European stocks were steady early on Wednesday but U.S. stock futures slipped as investors closely monitored the Georgia elections, in which the Democrats moved closer to a Senate majority. The Associated Press called one of the two seats for Democrat Raphael Warnock early on Wednesday morning. AP also projected a slim lead for Democratic challenger Jon Ossoff over Republican Sen. David Perdue. With a potential Democrat majority raising the prospect of further stimulus, the U.S. 10-year Treasury yield climbed above 1% for the first time since March, while the dollar fell.
Meanwhile, IHS Markit's survey showed economic activity in the euro zone contracted more sharply than thought at the end of 2020 and could get worse as renewed lockdowns hit the bloc's dominant service industry.
A gauge of India's services sector eased for the second straight month but remained in the expansion zone.
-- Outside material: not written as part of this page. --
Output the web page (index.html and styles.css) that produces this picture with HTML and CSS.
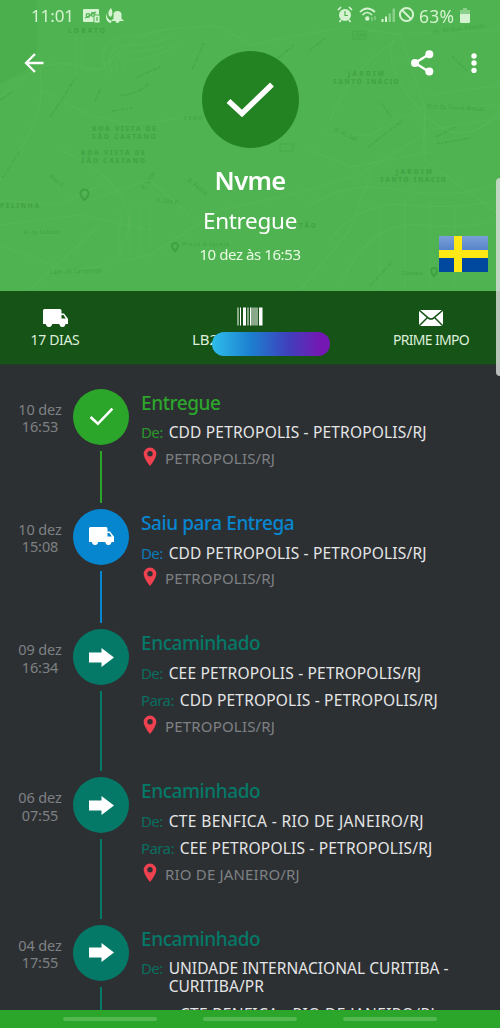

The India Services Business Activity Index, compiled by IHS Markit, stood at 52.3 in December compared with 53.7 in November. The Composite PMI Output Index, however, fell to 54.9 in December compared to 56.3 in November.
Nifty has corrected after 10 days of rise. However the fact that it did not close at its intra day low is a consolation. The outcome of the US elections could have an impact on the US markets and then on Indian markets. As long as the 13985 level on the Nifty is not breached, this remains a buy-on-dips market.